Investment

Deal flow focus shifts to follow-up funding

Euan Tripp: ‘there is a steady flow of follow-up finance’

Law firm Anderson Strathern says the focus of corporate investment has shifted to follow-up finance for existing clients as the climate for new companies becomes more competitive.

In a record first quarter, the firm’s clients invested 58.8% more in the first quarter of 2023, when compared to the same three months last year.

The number of deals completed has also rocketed, more than tripling compared to the first quarter of 2022, due to increased instructions from both existing and new clients.

The team had its best year to date in 2022, having been involved in more than 25 investments with an aggregate value of more than £20m.

Euan Tripp, partner and a leader of the corporate investment team, said: “After a phenomenal 2022, we predicted that the healthy Scottish investment scene would continue in 2023, and these forecasts have become reality, with a record-breaking first quarter for the firm which has seen an exceptional number of deals.

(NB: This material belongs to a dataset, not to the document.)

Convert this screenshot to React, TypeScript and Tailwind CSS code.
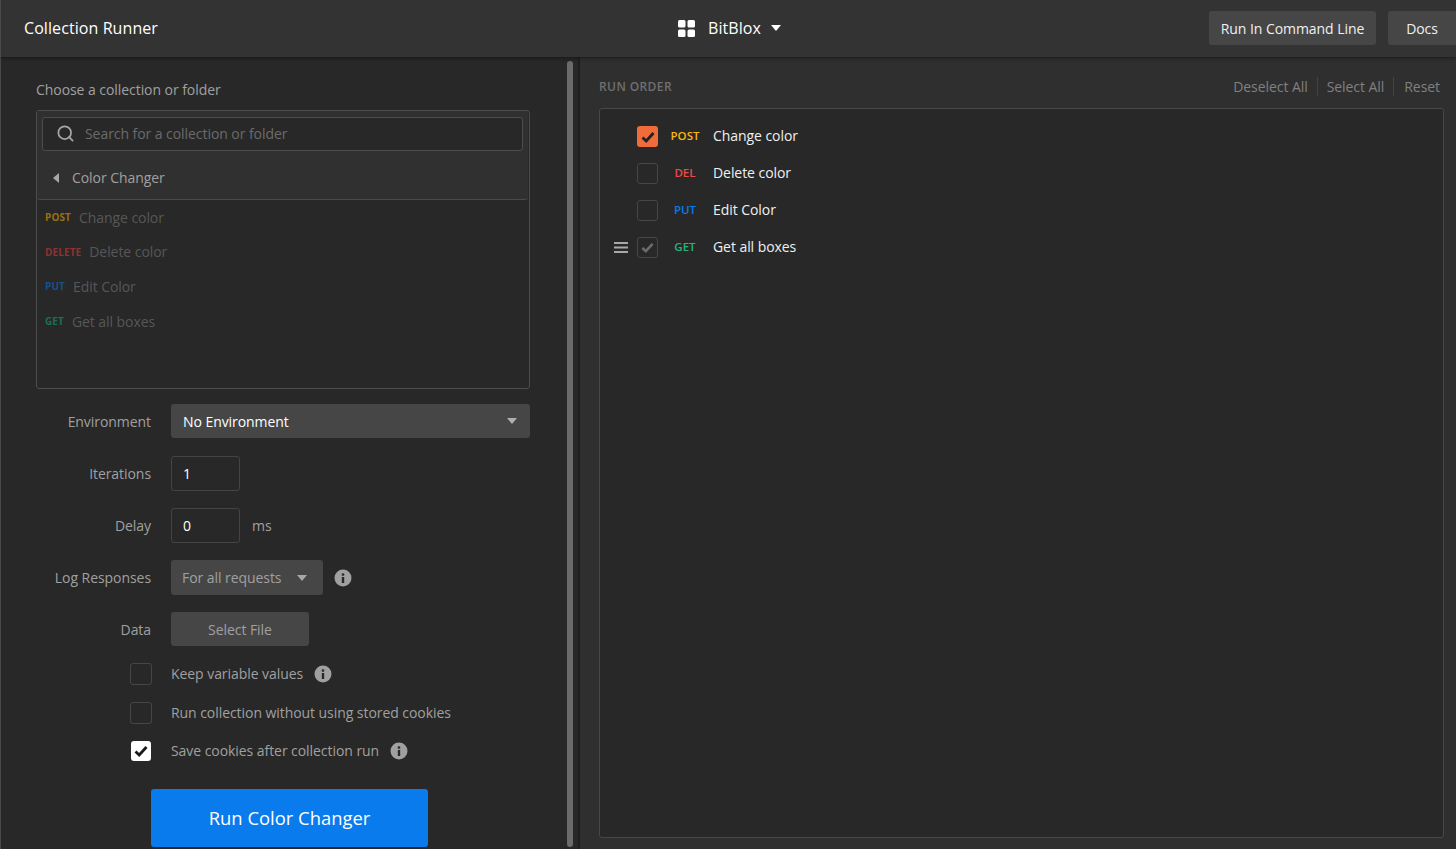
import { Search } from 'lucide-react';

const font = { fontFamily: '"Open Sans", sans-serif' };

function Check({ color, size = 14, weight = 2.4 }: { color: string; size?: number; weight?: number }) {
  return (
    <svg width={size} height={size} viewBox="0 0 14 14" fill="none">
      <path d="M1.5 7.5 L5.2 11 L12.5 3" stroke={color} strokeWidth={weight} />
    </svg>
  );
}

function Info() {
  return (
    <svg width="18" height="18" viewBox="0 0 18 18">
      <circle cx="9" cy="9" r="8.5" fill="#a0a0a0" />
      <rect x="7.8" y="8" width="2.4" height="6" fill="#282828" />
      <rect x="7.8" y="4.4" width="2.4" height="2.3" fill="#282828" />
    </svg>
  );
}

function Caret({ color = '#b0b0b0', w = 10 }: { color?: string; w?: number }) {
  return (
    <svg width={w} height={w * 0.6} viewBox="0 0 10 6">
      <path d="M0 0 H10 L5 6 Z" fill={color} />
    </svg>
  );
}

function FormRow({ label, className, children }: { label: string; className: string; children: React.ReactNode }) {
  return (
    <div className={`flex items-center ${className}`}>
      <div className="w-[150px] shrink-0 text-right text-[14px] text-[#a0a0a0]">{label}</div>
      <div className="ml-5 flex flex-1 items-center">{children}</div>
    </div>
  );
}

function OptionRow({ label, on, info, className }: { label: string; on?: boolean; info?: boolean; className: string }) {
  return (
    <div className={`flex h-5 items-center ${className}`}>
      <div className="ml-[129px] flex w-[41px] shrink-0">
        {on ? (
          <div className="ml-px flex h-[20px] w-[20px] items-center justify-center rounded-[3px] bg-white">
            <Check color="#1a1a1a" weight={2.8} />
          </div>
        ) : (
          <div className="h-[22px] w-[22px] rounded-[3px] border border-[#464646]" />
        )}
      </div>
      <span className="mb-[2px] text-[14px] text-[#a0a0a0]">{label}</span>
      {info && (
        <span className="ml-[11px] flex">
          <Info />
        </span>
      )}
    </div>
  );
}

const sourceItems = [
  { method: 'POST', color: 'text-[#99700f]', name: 'Change color', className: 'h-[35px]' },
  { method: 'DELETE', color: 'text-[#8f3232]', name: 'Delete color', className: 'h-[34px]' },
  { method: 'PUT', color: 'text-[#17508f]', name: 'Edit Color', className: 'h-[35px]' },
  { method: 'GET', color: 'text-[#1d6f54]', name: 'Get all boxes', className: 'h-[35px]' },
];

const runItems = [
  { method: 'POST', color: 'text-[#fcb60d]', name: 'Change color', state: 'on' },
  { method: 'DEL', color: 'text-[#ed4b48]', name: 'Delete color', state: 'off' },
  { method: 'PUT', color: 'text-[#097bed]', name: 'Edit Color', state: 'off' },
  { method: 'GET', color: 'text-[#26b47f]', name: 'Get all boxes', state: 'muted' },
];

export default function App() {
  return (
    <div className="flex h-[849px] w-[1456px] flex-col overflow-hidden bg-[#282828] tracking-[-0.06px]" style={font}>
      {/* top bar */}
      <header className="relative z-10 flex h-[57px] shrink-0 items-center border-l border-[#4a4a4a] bg-[#333333] pb-px pl-[23px] shadow-[0_1px_4px_rgba(0,0,0,0.45)]">
        <div className="mb-px w-[654px] text-[16px] tracking-[0.08px] text-white">Collection Runner</div>
        <div className="flex items-center">
          <svg width="17" height="17" viewBox="0 0 17 17" fill="#ffffff">
            <rect x="0" y="0" width="7.5" height="7.5" rx="1.5" />
            <rect x="9.5" y="0" width="7.5" height="7.5" rx="1.5" />
            <rect x="0" y="9.5" width="7.5" height="7.5" rx="1.5" />
            <rect x="9.5" y="9.5" width="7.5" height="7.5" rx="1.5" />
          </svg>
          <span className="mb-px ml-[13px] text-[16px] tracking-[0.08px] text-white">BitBlox</span>
          <span className="ml-[10px] flex">
            <Caret color="#ffffff" />
          </span>
        </div>
        <div className="ml-auto flex gap-3">
          <div className="flex h-[34px] w-[167px] items-center justify-center rounded-[3px] bg-[#464646] text-[14px] text-[#f0f0f0]">
            Run In Command Line
          </div>
          <div className="flex h-[34px] w-[68px] items-center justify-center rounded-l-[3px] bg-[#464646] text-[14px] text-[#f0f0f0]">
            Docs
          </div>
        </div>
      </header>

      <div className="flex min-h-0 flex-1">
        {/* left panel */}
        <aside className="flex w-[567px] shrink-0 flex-col border-l border-[#4a4a4a] pr-[37px]">
          <div className="ml-[35px] mt-[23px] text-[14px] leading-[19px] text-[#a0a0a0]">Choose a collection or folder</div>
          <div className="ml-[35px] mt-[11px] flex h-[279px] flex-col rounded-[3px] border border-[#4c4c4c]">
            <div className="mr-px rounded-b-[3px] border-b border-[#4a4a4a] bg-[#303030] pl-[5px] pr-[5px] pt-[6px]">
              <div className="flex h-[34px] items-center rounded-[3px] border border-[#4c4c4c] bg-[#282828] pb-px pl-[13px]">
                <Search size={19} color="#a6a6a6" strokeWidth={2.2} />
                <span className="ml-[10px] text-[14px] text-[#6b6b6b]">Search for a collection or folder</span>
              </div>
              <div className="flex h-[48px] items-center pl-[11px] pt-[5px]">
                <svg width="6" height="10" viewBox="0 0 6 10">
                  <path d="M6 0 V10 L0 5 Z" fill="#a8a8a8" />
                </svg>
                <span className="ml-[13px] text-[14px] text-[#a0a0a0]">Color Changer</span>
              </div>
            </div>
            <div className="pl-2">
              {sourceItems.map((item) => (
                <div key={item.name} className={`flex items-center ${item.className}`}>
                  <span className={`text-[10px] font-bold tracking-[0.1px] ${item.color}`}>{item.method}</span>
                  <span className="mb-px ml-2 text-[14px] text-[#575757]">{item.name}</span>
                </div>
              ))}
            </div>
          </div>

          <FormRow label="Environment" className="mt-[15px] h-[34px]">
            <div className="flex h-[34px] w-[359px] items-center justify-between rounded-[3px] bg-[#464646] pl-3 pr-[13px]">
              <span className="text-[14px] font-medium text-white">No Environment</span>
              <Caret color="#b0b0b0" />
            </div>
          </FormRow>
          <FormRow label="Iterations" className="mt-[18px] h-[35px]">
            <div className="flex h-[35px] w-[69px] items-center rounded-[3px] border border-[#444444] pl-[11px] text-[14px] text-white">1</div>
          </FormRow>
          <FormRow label="Delay" className="mt-[17px] h-[35px]">
            <div className="flex h-[35px] w-[69px] items-center rounded-[3px] border border-[#444444] pl-[11px] text-[14px] text-white">0</div>
            <span className="ml-[12px] text-[14px] text-[#a0a0a0]">ms</span>
          </FormRow>
          <FormRow label="Log Responses" className="mt-[17px] h-[35px]">
            <div className="flex h-[35px] w-[152px] items-center justify-between rounded-[3px] bg-[#464646] pl-[11px] pr-[16px]">
              <span className="text-[14px] text-[#a0a0a0]">For all requests</span>
              <Caret color="#a8a8a8" />
            </div>
            <span className="ml-[11px] flex">
              <Info />
            </span>
          </FormRow>
          <FormRow label="Data" className="mt-[17px] h-[34px]">
            <div className="flex h-[34px] w-[138px] items-center justify-center rounded-[3px] bg-[#464646] text-[14px] text-[#a0a0a0]">
              Select File
            </div>
          </FormRow>

          <OptionRow label="Keep variable values" info className="mt-[18px]" />
          <OptionRow label="Run collection without using stored cookies" className="mt-[19px]" />
          <OptionRow label="Save cookies after collection run" on info className="mt-[18px]" />

          <div className="ml-[150px] mt-[28px] flex h-[58px] w-[277px] shrink-0 items-center justify-center rounded-[3px] bg-[#097bed] text-[18.4px] tracking-normal text-white">
            Run Color Changer
          </div>
        </aside>

        {/* scrollbar */}
        <div className="w-[8px] shrink-0 pt-[4px]">
          <div className="h-[786px] w-[6px] rounded-[3px] bg-[#6b6b6b]" />
        </div>

        {/* splitter */}
        <div className="ml-[3px] w-[2px] shrink-0 bg-[#1f1f1f]" />

        {/* run order */}
        <main className="flex min-w-0 flex-1 flex-col bg-[#2f2f2f] pl-[19px] pr-[12px]">
          <div className="flex h-[51px] shrink-0 items-center justify-between pt-[8px]">
            <span className="text-[12px] font-semibold tracking-[0.4px] text-[#6f6f6f]">RUN ORDER</span>
            <div className="flex items-center pr-[4px] text-[14px] text-[#808080]">
              <span>Deselect All</span>
              <span className="mx-[9px] h-[19px] w-px bg-[#444444]" />
              <span>Select All</span>
              <span className="ml-[9px] mr-[10px] h-[19px] w-px bg-[#444444]" />
              <span>Reset</span>
            </div>
          </div>
          <div className="mb-[11px] flex-1 rounded-[3px] border border-[#484848] bg-[#282828] pt-[8px]">
            {runItems.map((item) => (
              <div key={item.name} className="flex h-[37px] items-center">
                <div className="mt-[2px] flex w-[37px] shrink-0 justify-end pr-[9px]">
                  {item.state === 'muted' && (
                    <svg width="14" height="11" viewBox="0 0 14 11" fill="#a8a8a8">
                      <rect y="0" width="14" height="2" />
                      <rect y="4.5" width="14" height="2" />
                      <rect y="9" width="14" height="2" />
                    </svg>
                  )}
                </div>
                {item.state === 'on' ? (
                  <div className="mt-[2px] flex h-[21px] w-[21px] items-center justify-center rounded-[3px] bg-[#f26b3a]">
                    <Check color="#222222" weight={2.8} />
                  </div>
                ) : (
                  <div className="mt-[2px] flex h-[21px] w-[21px] items-center justify-center rounded-[3px] border border-[#464646]">
                    {item.state === 'muted' && <Check color="#6b6b6b" size={13} weight={2.8} />}
                  </div>
                )}
                <div className={`ml-[8px] w-[38px] shrink-0 text-center text-[11.5px] font-semibold tracking-normal ${item.color}`}>{item.method}</div>
                <span className="ml-[9px] text-[14px] text-[#f0f0f0]">{item.name}</span>
              </div>
            ))}
          </div>
        </main>
      </div>
    </div>
  );
}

“There is no doubt that the investment world has become more competitive – in respect of deals involving new companies – but there is a steady flow of follow-up finance into existing portfolio companies.

“We have also noted an increased interest from south of the border in Scottish companies.”

Other advisers have noted a more competitive environment in which investors have become more cautious, particularly around lending.

Harry Linklater of HNH in Edinburgh told Daily Business last month: “There have been signs that sentiment in the UK M&A market has become more cautious as access to debt has become tighter.

“There’s also a stronger focus on value and growth strategy with earnings outlook and cash generation a priority as we move towards greater economic headwinds.”

Last year the firm advised on 23 deal completions in 12 sectors with a total value of more than £200m for the second consecutive year.

Max Scharbert, a senior director at Anderson Strathern, believes changes to the Seed Enterprise Investment Scheme coming into effect on 6 April will drive further activity.

The scheme, introduced in 2012, allows investors a 50% deduction of their investment against their income tax.

Changes designed to allow startups to raise more funding include an increase in the ceiling from £150,000 top £250,000 and an extension of the qualifying period from two years to three.